The band had wanted to release the album on Fat Wreck Chords, but Fat Mike didn't want to, as he felt the band were too different from the other acts. He offered to release it on Honest Don's Records, the subsidiary for Fat, but the band declined, viewing it as a "second-tier label". When they met on Warped Tour in 2000, Mike told them he was so impressed by them saying no that he offered to sign them to Fat for their next album. They would release their next 2 albums on the label.

In 2004, the band rereleased the album on A-F Records due to the rights reverting to them. The rerelease included new artwork.
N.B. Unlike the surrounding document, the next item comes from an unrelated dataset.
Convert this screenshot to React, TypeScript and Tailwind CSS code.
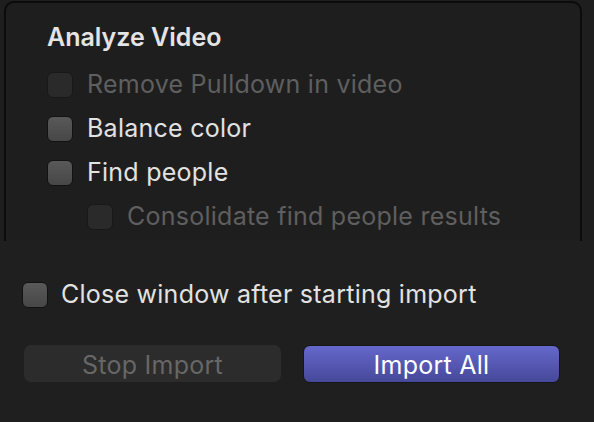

The band later said that this was the first Anti-Flag album to sell more than 100,000 copies.

==Track listing==
All songs written by Justin Sane, except where noted.

| No. | Title | Length |
|---|---|---|
| 1. | "Tearing Everyone Down" | 2:57 |
| 2. | "Captain Anarchy" (Sane, Chris Head) | 2:34 |
| 3. | "A New Kind of Army" | 3:41 |
| 4. | "That's Youth" | 3:16 |
| 5. | "No Apology" | 2:16 |
| 6. | "Got the Numbers" | 3:16 |
| 7. | "No Difference" | 3:59 |
| 8. | "I Don't Believe" | 2:30 |
| 9. | "Right On" (Anti-Flag) | 1:25 |
| 10. | "What You Don't Know" | 2:44 |
| 11. | "Free Nation?" (Sane, Anti-Flag) | 2:42 |
| 12. | "Outbreak" (Sane, Anti-Flag) | 0:55 |
| 13. | "Police Story" (Sane, Head) | 3:37 |
| 14. | "The Consumer's Song" | 2:08 |
| 15. | "This Is NOT a Crass Song" (Sane, Pat Thetic) | 5:55 |

==Band members==
- Justin Sane – lead vocals, lead guitar
- Chris #2 – backing vocals, bass guitar (Credited as #2)
- Chris Head – backing vocals, rhythm guitar
- Pat Thetic – drums, percussion

== Legacy ==
Both Police Story and The Consumer Song would later be rerecorded for the band's 20 Years of Hell Series. The Consumer Song received a full band recording for the first time.

Tearing Everyone Down, A New Kind of Army, and Free Nation? would all be featured on the band's album Mobilize as live recordings. In addition, Tearing Everyone Down and Got The Numbers would be featured on the live albums Live Vol 1 and Live Vol 2, respectively.

Justin would later go on to call A New Kind of Army his least favorite Anti-Flag album.